Bisnis.com, JAKARTA - Kementerian Perindustrian (Kemenperin) menilai turunnya level Purchasing Manager's Index (PMI) manufaktur RI pada Juli 2024 ke zona kontraksi 49,3 bukan suatu kondisi yang aneh.
Dalam laporan S&P global, PMI manufaktur Indonesia turun signifikan dibandingkan bulan sebelumnya yang berada di angka 50,7. Posisi kontraksi ini pertama kali sejak Agustus 2021.
Menteri Perindustrian Agus Gumiwang Kartasmita mengatakan, kontraksi PMI manufaktur pada Juli ini merupakan kondisi yang telah diprediksi sejak berlakunya aturan relaksasi impor yang tertuang dalam Permendag No. 8/2024 pada Mei lalu.
"Kami tidak kaget dan logis saja melihat hasil survei ini, karena ini semua sudah terprediksi ketika kebijakan relaksasi impor dikeluarkan," kata Agus dalam keterangan tertulis, Kamis (1/8/2024).
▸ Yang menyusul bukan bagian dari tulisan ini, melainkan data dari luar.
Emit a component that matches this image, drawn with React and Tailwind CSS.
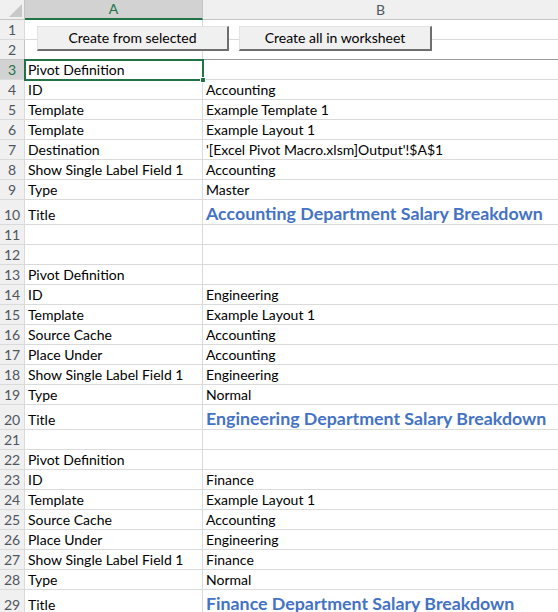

Agus menerangkan bahwa kontraksi PMI manufaktur Indonesia dipengaruhi oleh penurunan secara bersamaan antara output dan pesanan baru. Terlebih, permintaan pasar yang turun sehingga penjualan semakin susut.
Untuk itu, dia pun mendorong sinergi kebijakan pemerintah untuk mendukung kinerja industri manufaktur. Ekspansi pada PMI manufaktur dapat kembali cemerlang apabila pemerintah mengembalikan kebijakan yang pro industri.
Baca Juga
"Posisi sektor manufaktur sudah sangat sulit karena kondisi global, termasuk logistik, sangat tidak menguntungkan bagi sektor ini. Oleh sebab itu, para menteri jangan mengeluarkan kebijakan yang justru semakin membunuh industri," ujarnya.
Tren penurunan PMI manufaktur telah berlangsung sejak Peraturan Menteri Perdagangan No 8/2024 tentang Perubahan Ketiga atas Peraturan Menteri Perdagangan No 36/2023 tentang Kebijakan dan Pengaturan Impor pada Mei 2024.
Berturut-turut PMI manufaktur pada Mei-Juli 2024 terus menurun bila dibandingkan dengan PMI manufaktur April 2024 (sebelum pemberlakuan relaksasi impor).
Pada April 2024, PMI manufaktur mencapai 52,9, kemudian turun menjadi 52,1 pada Mei 2024, lalu menjadi 50,7 pada Juni 2024, dan 49,3 di Juli 2024.
Dalam hal ini, hasil survei PMI manufaktur Juli 2024 dinilai dapat membuka mata para menteri dan pemangku kepentingan akan perlunya keselarasan langkah dan pandangan dalam membangun industri dalam negeri.
"Kemenperin tidak bisa sendiri dalam hal ini. Menjaga kinerja sektor manufaktur bukan saja untuk mempertahankan agar nilai tambah tetap dihasilkan di dalam negeri, namun juga melindungi tersedianya lapangan kerja bagi rakyat Indonesia," tuturnya.
Adapun, kondisi PMI manufaktur Juli 2024 juga tecermin pada hasil survei Indeks Kepercayaan Industri (IKI) Juli 2024 yang telah dirilis Kamis kemarin (31/7). IKI Juli 2024 turun menjadi 52,4 dari IKI Juni 2024 sebesar 52,5.
Juru Bicara Kemenperin Febri Hendri Antoni Arif mengatakan, faktor yang menahan laju ekspansi IKI yaitu pelemahan nilai tukar dan pemberlakuan kebijakan relaksasi impor.
"Pasca-dikeluarkannya sekitar 26.000 kontainer dari pabean oleh Menko Perekonomian dan Menteri Keuangan tanpa pertimbangan teknis dari kementerian teknis terkait,” kata Febri.
Kebijakan lartas yang kurang tegas menimbulkan banjir produk impor, yang akan menurunkan daya saing pelaku usaha di dalam negeri, dan tentu pada ujungnya mengurangi serapan tenaga kerja di dalam negeri.